Abstract

Objective: To quantify varied human motion and obtain an objective assessment of relative performance across a cohort. Approach: A wrist-worn magnetometer was used to record and quantify the complex motion patterns of 55 children aged 10 to 12 years old, generated during a fundamental movement skills programme. Sensor-based quantification of the physical activity used dynamic time warping of the magnetometer time series data for pairs of children. Pairwise comparison across the whole cohort produced a similarity matrix of all child to child correlations. Normative assessment scores were based on the Euclidean distance between n participants within an n − 1 multi-variate space, created from multi-dimensional scaling of the similarity matrix. The sensor-based scores were compared to the current standardised assessment which involves binary scoring of technique, outcome and time components by trained assessors. Main results: Visualisation of the relative performance using the first three axes of the multi-dimensional matrix, shows a ‘performance sphere’ in which children sit on concentric shells of increasing radius as performance deteriorates.
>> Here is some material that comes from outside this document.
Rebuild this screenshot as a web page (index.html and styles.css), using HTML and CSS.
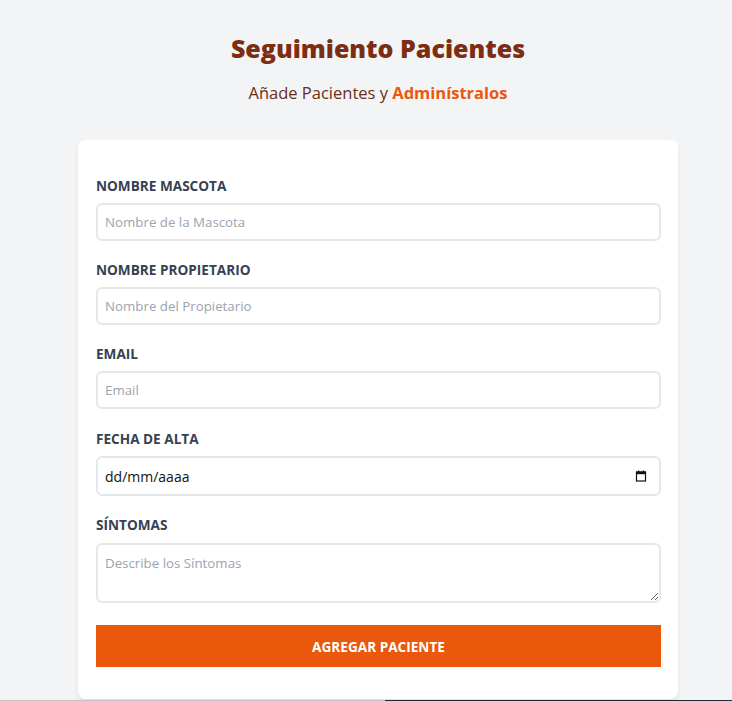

Good agreement between standard and sensor scores is found, with Spearman rank correlation coefficients of the overall activity score in the range of 0.62–0.71 for different cohorts and a kappa statistic of 0.34 for categorisation of all 55 children into lower, middle, upper tertile and top 5% bands. Significance: By using multi-dimensional analysis of similarity measures between participants rather than direct parameterisation of the physiological data, complex and varied patterns of physical motion can be quantified, allowing objective and robust profiling of relative function across participant groups.